Overloading: Power and Peril

Method overloading—defining multiple methods with the same name but different parameter lists—is a double-edged sword. Used well, it creates intuitive, flexible APIs where the right method is called based on the caller's context. Used poorly, it creates confusion, subtle bugs, and maintenance nightmares.

Consider this overloaded API:

// Which method does this call?
logger.log(null);

Is null a String message? An Exception? An Object with context? The compiler must choose, and its choice might not match the developer's intent. Worse, changing which overload is selected can happen silently when code is refactored.

Overloading is powerful, but it demands discipline.
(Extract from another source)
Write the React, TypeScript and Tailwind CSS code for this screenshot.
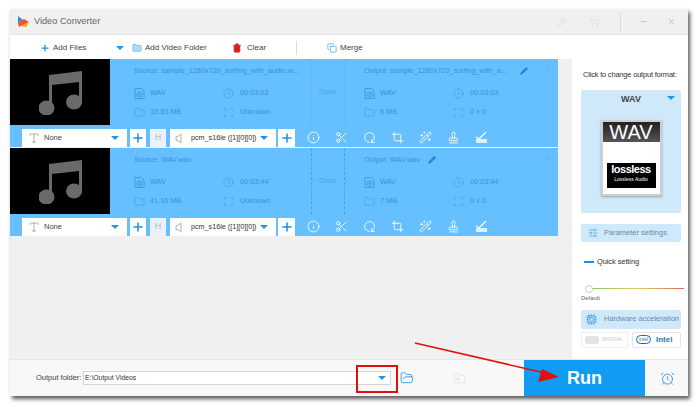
import { Plus, Info, Scissors, RotateCw, Crop, WandSparkles, Stamp, Clock, Folder, Scan, Pencil, X, KeyRound, ShoppingCart, Minus, Trash2, FolderOpen, AlarmClock, Cpu, SlidersHorizontal, FolderInput, Copy, Type, Volume, ChevronRight } from "lucide-react";

const Caret = ({ className = "" }: { className?: string }) => (
  <span className={`inline-block w-0 h-0 border-x-[4px] border-x-transparent border-t-[4px] border-t-[#1f97e8] ${className}`} />
);

const Note = () => (
  <svg width="44" height="46" viewBox="0 0 44 46" fill="#6a6a6a">
    <path d="M10 6 L43 2 V35 H40 V13 L13 16 V41 H10 Z" />
    <ellipse cx="7.5" cy="39" rx="8" ry="7.5" />
    <ellipse cx="35" cy="33" rx="8" ry="7.5" />
  </svg>
);

const FileIcon = () => (
  <svg width="11" height="11" viewBox="0 0 11 11" fill="none" stroke="#3493dc" strokeWidth="0.8">
    <path d="M1 .5 H7.5 L10 3 V10.5 H1 Z" />
    <circle cx="5.5" cy="6.5" r="2.6" />
    <circle cx="5.5" cy="6.5" r="0.8" />
  </svg>
);

const CheckLine = () => (
  <svg width="13" height="12" viewBox="0 0 13 12" fill="none" stroke="white" strokeWidth="1.3">
    <path d="M1 6 L4 8 L11 1" />
    <path d="M1 9 H12 M1 11 H12" />
  </svg>
);

function Meta({ a, b, c, d }: { a: string; b: string; c: string; d: string }) {
  const rowText = "text-[7.3px] leading-none text-[#3493dc]";
  const ic = "text-[#3493dc]";
  return (
    <div className="grid grid-cols-[89px_1fr] gap-y-[7px] mt-[12px]">
      <div className="flex items-center gap-[5px] h-[12px]"><FileIcon /><span className={rowText}>{a}</span></div>
      <div className="flex items-center gap-[6px] h-[12px]"><Clock size={11} strokeWidth={1.1} className={ic} /><span className={rowText}>{b}</span></div>
      <div className="flex items-center gap-[5px] h-[12px]"><Folder size={11} strokeWidth={1.1} className={ic} /><span className={rowText}>{c}</span></div>
      <div className="flex items-center gap-[6px] h-[12px]"><Scan size={11} strokeWidth={1.2} className={ic} /><span className={rowText}>{d}</span></div>
    </div>
  );
}

function Row({ source, output, a, b, c, d, e, f, g, dashed, edit }: { source: string; output: string; a: string; b: string; c: string; d: string; e: string; f: string; g: string; dashed: boolean; edit: number }) {
  const tools = [Info, Scissors, RotateCw, Crop, WandSparkles, Stamp];
  return (
    <div className="bg-[#66c0ff]">
      <div className="flex h-[66px]">
        <div className="w-[100px] bg-black flex items-center justify-center pl-[2px]"><Note /></div>
        <div className="w-[201px] pl-[24px] pt-[7px]">
          <div className="text-[7.3px] leading-[9px] text-[#3493dc] whitespace-nowrap">{source}</div>
          <Meta a={a} b={b} c={c} d={d} />
        </div>
        <div className={`w-[34px] flex items-center justify-between relative ${dashed ? "border-x border-dashed border-[#3fa5ee]" : "border-x border-[#60b8f8]"}`}>
          {dashed && <ChevronRight size={12} strokeWidth={1} className="absolute -left-[5px] top-[27px] text-[#3fa5ee]" />}
          <span className="text-[7.5px] leading-none text-[#3fa5ee] w-full text-center">Done</span>
          {dashed && <ChevronRight size={12} strokeWidth={1} className="absolute -right-[8px] top-[27px] text-[#3fa5ee]" />}
        </div>
        <div className="flex-1 pl-[19px] pt-[7px] relative">
          <div className="flex items-center gap-[6px] h-[9px]">
            <span className="text-[7.3px] leading-[9px] text-[#3493dc] whitespace-nowrap" style={{ width: edit }}>{output}</span>
            <Pencil size={8} className="text-[#1e84e0] fill-[#1e84e0]" />
          </div>
          <Meta a={e} b={b} c={f} d={g} />
          <X size={9} strokeWidth={1} className="absolute right-[6px] top-[5px] text-[#4ea8ee]" />
        </div>
      </div>
      <div className="flex items-center h-[22px] pl-[12px] pt-[4px]">
        <div className="w-[105px] h-[18px] bg-white flex items-center pl-[6px] pr-[8px]">
          <Type size={12} strokeWidth={1} className="text-[#666]" />
          <span className="ml-[4px] text-[7.5px] text-[#444] flex-1">None</span>
          <Caret />
        </div>
        <div className="ml-[3px] w-[16px] h-[18px] bg-white flex items-center justify-center"><Plus size={14} strokeWidth={2.6} className="text-[#1b8fe6]" /></div>
        <div className="ml-[4px] w-[16px] h-[18px] bg-[#e9f2fa] flex items-center justify-center text-[9px] text-[#b5b5b5]">H</div>
        <div className="ml-[4px] w-[106px] h-[18px] bg-white flex items-center pl-[5px] pr-[8px]">
          <Volume size={13} strokeWidth={1} className="text-[#666]" />
          <span className="ml-[3px] text-[7.2px] text-[#333] flex-1 whitespace-nowrap">pcm_s16le ([1][0][0])</span>
          <Caret />
        </div>
        <div className="ml-[2px] w-[17px] h-[18px] bg-white flex items-center justify-center"><Plus size={14} strokeWidth={2.6} className="text-[#1b8fe6]" /></div>
        <div className="flex items-center ml-[12px] gap-[15px] -mt-[2px]">
          {tools.map((T, i) => <T key={i} size={13} strokeWidth={1.6} className={i === 2 ? "text-white rotate-90" : "text-white"} />)}
          <CheckLine />
        </div>
      </div>
    </div>
  );
}

export default function App() {
  return (
    <div className="relative w-[700px] h-[407px] bg-white overflow-hidden pt-[9px] pl-[10px]" style={{ fontFamily: '"Liberation Sans", Arial, sans-serif' }}>
      <div className="w-[678px] h-[387px] flex flex-col bg-[#f0f0f0] shadow-[2px_3px_4px_rgba(0,0,0,0.65)]">
        {/* title bar */}
        <div className="h-[26px] flex items-center bg-[#f0f0f0] border-b border-[#e4e4e4] shrink-0">
          <svg width="12" height="13" viewBox="0 0 12 13" className="ml-[7px]">
            <path d="M1 1 L6 5 L1 8 Z" fill="#2a8fe0" />
            <path d="M1 8 L7 4 L12 7 L2 12 Z" fill="#f0542d" />
            <path d="M4 11 L12 7 L9 12 Z" fill="#f5a623" />
          </svg>
          <span className="ml-[5px] text-[9.2px] text-[#666]">Video Converter</span>
          <div className="ml-auto flex items-center">
            <KeyRound size={10} strokeWidth={1} className="text-[#d0d0d0]" />
            <ShoppingCart size={10} strokeWidth={1} className="text-[#d0d0d0] ml-[22px]" />
            <div className="w-px h-[20px] bg-[#dcdcdc] ml-[21px]" />
            <Minus size={9} strokeWidth={1.2} className="text-[#999] ml-[18px]" />
            <X size={9} strokeWidth={1.2} className="text-[#888] ml-[19px] mr-[12px]" />
          </div>
        </div>
        {/* toolbar */}
        <div className="h-[24px] bg-white flex items-center shrink-0 text-[8px] text-[#444] pt-[1px]">
          <Plus size={10} strokeWidth={3} className="text-[#1b8fe6] ml-[30px]" />
          <span className="ml-[3px] w-[63px]">Add Files</span>
          <Caret />
          <Folder size={10} strokeWidth={1} className="text-[#1b8fe6] fill-[#aadcfa] ml-[8px]" />
          <span className="ml-[3px] w-[87px]">Add Video Folder</span>
          <Trash2 size={10} strokeWidth={1.5} className="text-[#d4211c] fill-[#d4211c]" />
          <span className="ml-[5px] w-[49px]">Clear</span>
          <div className="w-px h-[14px] bg-[#ddd]" />
          <Copy size={10} strokeWidth={1.4} className="text-[#1b8fe6] ml-[30px]" />
          <span className="ml-[3px]">Merge</span>
        </div>
        {/* main */}
        <div className="flex-1 flex min-h-0">
          <div className="w-[548px] flex flex-col gap-px">
            <Row source="Source: sample_1280x720_surfing_with_audio.w..." output="Output: sample_1280x720_surfing_with_a..." a="WAV" b="00:03:03" c="33.53 MB" d="Unknown" e="WAV" f="6 MB" g="0 x 0" dashed={false} edit={150} />
            <Row source="Source: WAV.wav" output="Output: WAV.wav" a="WAV" b="00:03:44" c="41.10 MB" d="Unknown" e="WAV" f="7 MB" g="0 x 0" dashed edit={58} />
          </div>
          <div className="ml-[14px] w-[116px] bg-white pl-[9px] pr-[7px] relative">
            <div className="text-[7.5px] tracking-[-0.2px] leading-none text-[#333] mt-[12px] ml-[2px] whitespace-nowrap">Click to change output format:</div>
            <div className="mt-[11px] h-[123px] bg-[#cfe9fb] rounded-[2px] relative flex flex-col items-center">
              <div className="text-[9px] font-bold text-[#444] mt-[5px] leading-none">WAV</div>
              <Caret className="absolute right-[6px] top-[6px]" />
              <div className="mt-[16px] w-[61px] h-[76px] bg-white border-[2px] border-[#cfcfcf] flex flex-col items-center shadow-[0_1px_2px_rgba(0,0,0,0.3)]">
                <div className="w-full h-[20px] bg-gradient-to-b from-[#222] to-[#555] text-white text-[20px] leading-[20px] text-center">WAV</div>
                <div className="mt-[21px] w-[49px] h-[25px] bg-black flex flex-col items-center text-white">
                  <span className="text-[11px] font-bold leading-[12px] tracking-[-0.5px]">lossless</span>
                  <span className="text-[5px] leading-[9px]">Lossless Audio</span>
                </div>
              </div>
            </div>
            <div className="mt-[11px] h-[18px] bg-[#cfe9fb] rounded-[2px] flex items-center pl-[7px]">
              <SlidersHorizontal size={10} strokeWidth={1.4} className="text-[#1b8fe6]" />
              <span className="ml-[6px] text-[7.5px] text-[#6e8aa0]">Parameter settings</span>
            </div>
            <div className="mt-[15px] flex items-center h-[10px] pl-[3px]">
              <div className="w-[10px] h-[2px] bg-[#1b8fe6]" />
              <span className="ml-[3px] text-[7.5px] tracking-[-0.1px] text-[#333]">Quick setting</span>
            </div>
            <div className="relative mt-[18px] h-[8px] ml-[4px]">
              <div className="absolute left-[4px] right-[-3px] top-[3px] h-[1px] bg-gradient-to-r from-[#7ac96b] via-[#d8d060] to-[#e0605a]" />
              <div className="absolute left-0 top-0 w-[8px] h-[8px] rounded-full bg-white border border-[#ccc]" />
            </div>
            <div className="text-[6px] leading-none text-[#666] mt-[2px]">Default</div>
            <div className="mt-[9px] h-[19px] bg-[#cfe9fb] rounded-[2px] flex items-center pl-[5px]">
              <Cpu size={11} strokeWidth={1.5} className="text-[#1b8fe6]" />
              <span className="ml-[7px] text-[7.5px] text-[#6e8aa0] whitespace-nowrap">Hardware acceleration</span>
            </div>
            <div className="mt-[3px] flex gap-[4px] h-[16px]">
              <div className="w-[47px] border border-[#f0f0f0] flex items-center pl-[3px] text-[6px] text-[#c8c8c8]">
                <div className="w-[14px] h-[8px] bg-[#e4e4e4] rounded-[2px] mr-[3px]" />NVIDIA
              </div>
              <div className="w-[49px] border border-[#e4e4e4] rounded-[2px] flex items-center pl-[3px] text-[8px] font-bold text-[#2a78b8]">
                <div className="w-[15px] h-[9px] border border-[#1a6cb0] rounded-full mr-[5px] text-[5px] leading-[7px] text-center font-normal">intel</div>Intel
              </div>
            </div>
          </div>
        </div>
        {/* bottom */}
        <div className="h-[37px] bg-[#f8f8f8] border-t border-[#e6e6e6] flex items-center shrink-0">
          <span className="ml-[26px] w-[47px] text-[7.5px] text-[#444] whitespace-nowrap">Output folder:</span>
          <div className="w-[308px] h-[14px] bg-white border border-[#d4d4d4] flex items-center pl-[1px] pr-[4px] text-[6.8px] text-[#333]">
            <span className="flex-1">E:\Output Videos</span>
            <Caret />
          </div>
          <FolderOpen size={14} strokeWidth={1.4} className="text-[#1b8fe6] ml-[9px]" />
          <FolderInput size={13} strokeWidth={1} className="text-[#bcdcf2] ml-[39px]" />
          <div className="ml-[58px] w-[121px] self-stretch bg-[#0f9cf2] text-white font-bold text-[18px] flex items-center justify-center">Run</div>
          <AlarmClock size={15} strokeWidth={1.3} className="text-[#1b8fe6] ml-[15px]" />
        </div>
      </div>
      {/* annotation overlays */}
      <div className="absolute left-[356px] top-[365px] w-[42px] h-[28px] border-[2px] border-[#e01010]" />
      <svg className="absolute left-0 top-0 pointer-events-none" width="700" height="407">
        <path d="M415 343 L545 373" stroke="#e01010" strokeWidth="1.6" />
        <path d="M559 377 L538 382 L542 369 Z" fill="#e01010" />
      </svg>
    </div>
  );
}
This page teaches you when to use it, when to avoid it, and how to apply it safely.

What You Will Master

By the end of this page, you will understand overloading's mechanics, recognize dangerous overloading patterns, and apply guidelines that keep overloading safe and intuitive. You'll also learn alternatives for languages that don't support overloading natively.

How Overloading Works

Overloading allows a class to have multiple methods with the same name, distinguished by their parameter lists. The compiler or runtime selects which overload to invoke based on the arguments provided.

Compile-Time (Static) Resolution

In most statically-typed languages (Java, C#, C++, TypeScript), overload resolution happens at compile time. The compiler examines the declared types of arguments and selects the most specific matching overload.

public class Logger {
    public void log(String message) {
        System.out.println("String: " + message);
    }
    
    public void log(Object obj) {
        System.out.println("Object: " + obj);
    }
    
    public void log(Exception e) {
        System.out.println("Exception: " + e.getMessage());
    }
}

Logger logger = new Logger();
logger.log("hello");        // Calls log(String) — exact match
logger.log(new Exception()); // Calls log(Exception) — exact match
logger.log(new Object());    // Calls log(Object) — exact match
logger.log(42);              // Calls log(Object) — Integer autoboxed to Object

Key Insight: Static Types Matter

The declared type of the argument determines which overload is selected, not the runtime type:

Object message = "hello"; // Declared type is Object
logger.log(message);      // Calls log(Object), NOT log(String)!

// Even though the runtime type is String, the compile-time type is Object

This distinction causes subtle bugs when developers expect runtime polymorphism.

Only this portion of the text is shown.